A thorough analysis of the symbols that are used in “Sir Gawain and the Green Knight” reveals that this poem contains several hidden meanings. These symbols also reveal that the Gawain-poet employs a strong religious theme. The poem also lacks a sole and definite meaning.
Instead, the Gawain-poet chooses to indulge the readers in dual-meaning symbols. Symbols are also used to portray the weaknesses of mankind in the face of tribulations. Most of the symbols in this story dwell on the subjects of death, human triumph, defeat, temptation, and honor.
The dual meanings in some of the symbols that are used in this poem suggest that the poet is not ready to pass judgments. A thorough analysis of “Sir Gawain and the Green Knight” indicates that symbols are prevalent in the poem and the Gawain-poet intended to use these symbols as tools of hidden meanings.
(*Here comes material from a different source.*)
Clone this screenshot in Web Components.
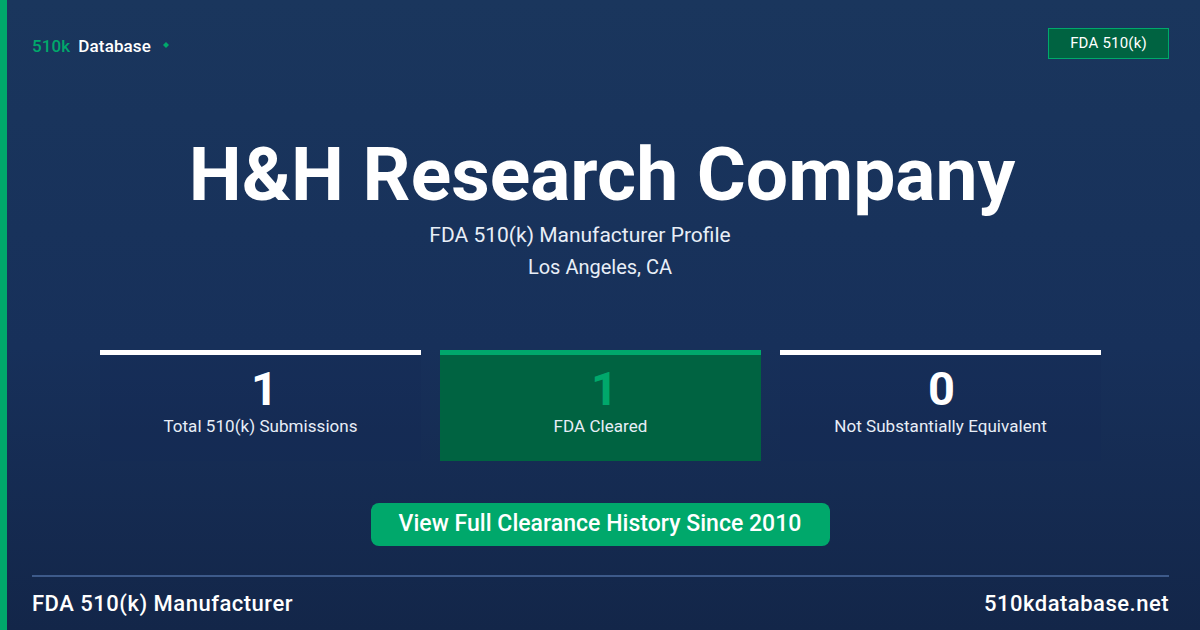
<!DOCTYPE html>
<html><head><meta charset="utf-8"><style>
html,body{margin:0;padding:0;width:1200px;height:630px;overflow:hidden}
body{font-family:Roboto,"Liberation Sans",sans-serif;background:#1a365d}
</style></head><body>
<template id="t-card"><style>
:host{display:flex;width:1200px;height:630px;box-sizing:border-box;background:linear-gradient(180deg,#1a365d 0%,#17305a 55%,#132649 100%);border-left:7px solid #00a86b;color:#fff;flex-direction:column;padding:28px 31px 0 25px}
.top{display:flex;justify-content:space-between;align-items:flex-start;height:31px}
.main{display:flex;flex-direction:column;align-items:center;margin-left:-32px;margin-right:-31px}
</style>
<div class="top"><slot name="brand"></slot><slot name="badge"></slot></div>
<div class="main"><slot></slot></div>
<slot name="footer"></slot></template>

<template id="t-brand"><style>
:host{display:flex;align-items:center;height:36px;font-size:17px;font-weight:500;letter-spacing:.12px;color:#fff}
.k{color:#00a86b;margin-right:8px}
.dot{width:6px;height:6px;margin-left:12px;margin-top:-2px}
</style><span class="k">510k</span><span>Database</span>
<svg class="dot" viewBox="0 0 6 6"><path d="M3 0L6 3 3 6 0 3z" fill="#00a86b"/></svg></template>

<template id="t-badge"><style>
:host{display:flex;align-items:center;justify-content:center;box-sizing:border-box;width:121px;height:31px;background:#006341;border:1px solid #00a86b;font-size:15px;font-weight:400;letter-spacing:.2px;color:#fff;padding-bottom:2px}
</style><slot></slot></template>

<template id="t-head"><style>
:host{display:flex;flex-direction:column;align-items:center;margin-top:73px}
h1{margin:0 0 0 4px;font-size:75px;line-height:84px;font-weight:700;letter-spacing:0}
.s{font-size:21px;line-height:32px;color:#e8eef7}
.a{margin-right:40px;margin-top:3px}
.l{font-size:20px}
</style><h1><slot name="title"></slot></h1><div class="s a"><slot name="sub"></slot></div><div class="s l"><slot name="loc"></slot></div></template>

<template id="t-stats"><style>
:host{display:flex;gap:19px;margin-top:67px;margin-left:1px}
</style><slot></slot></template>

<template id="t-stat"><style>
:host{display:flex;flex-direction:column;align-items:center;box-sizing:border-box;width:321px;height:111px;background:rgba(18,40,85,.25);border-top:5px solid #fff;color:#fff}
:host([green]){background:#006341;border-top-color:#00a86b}
.n{font-size:47px;line-height:52px;font-weight:700;margin-top:8px;padding-left:2px}
:host([one]) .n{padding-left:8px}
:host([green]) .n{color:#00a86b}
.l{font-size:17px;line-height:20px;letter-spacing:.05px;color:#e8eef7;margin-top:1px}
</style><div class="n"><slot name="n"></slot></div><div class="l"><slot name="l"></slot></div></template>

<template id="t-cta"><style>
:host{display:flex;align-items:center;justify-content:center;box-sizing:border-box;width:459px;height:43px;margin-top:42px;padding-bottom:3px;background:#00a86b;border-radius:8px;font-size:23px;font-weight:500;letter-spacing:.03px;color:#fff}
</style><slot></slot></template>

<template id="t-foot"><style>
:host{display:flex;justify-content:space-between;align-items:center;box-sizing:border-box;height:56px;margin-top:29px;border-top:2px solid #3d5a8a;font-size:22px;font-weight:500;letter-spacing:.5px;color:#fff}
</style><slot name="left"></slot><slot name="right"></slot></template>

<og-card>
<og-brand slot="brand"></og-brand>
<og-badge slot="badge">FDA 510(k)</og-badge>
<og-head><span slot="title">H&amp;H Research Company</span><span slot="sub">FDA 510(k) Manufacturer Profile</span><span slot="loc">Los Angeles, CA</span></og-head>
<og-stats>
<og-stat one><span slot="n">1</span><span slot="l">Total 510(k) Submissions</span></og-stat>
<og-stat one green><span slot="n">1</span><span slot="l">FDA Cleared</span></og-stat>
<og-stat><span slot="n">0</span><span slot="l">Not Substantially Equivalent</span></og-stat>
</og-stats>
<og-cta>View Full Clearance History Since 2010</og-cta>
<og-foot slot="footer"><span slot="left">FDA 510(k) Manufacturer</span><span slot="right">510kdatabase.net</span></og-foot>
</og-card>
<script>
for(const n of ['card','brand','badge','head','stats','stat','cta','foot']){
  const t=document.getElementById('t-'+n);
  customElements.define('og-'+n,class extends HTMLElement{constructor(){super();this.attachShadow({mode:'open'}).appendChild(t.content.cloneNode(true))}});
}
</script>
</body></html>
Besserman, Lawrence. “The idea of the Green Knight.” ELH 53.2 (1986): 219-239. Print.
Green, Hamilton. “Gawain’s Shield and the Quest for Perfection.” ELH 29.2 (2002): 121- 139. Print.
Krappe, Alexander Haggerty. “Who Was the Green Knight?.” Speculum 13.2 (1938): 206-215. Print.
Morgan, Gerald. “The significance of the pentangle symbolism in Sir Gawain and the Green Knight.” Modern (The) Language Review London 74.4 (1979): 770-790. Print.
Tolkien, John and Norman Davis. Sir Gawain and the green knight, London, United Kingdom: Oxford University Press, 1967. Print.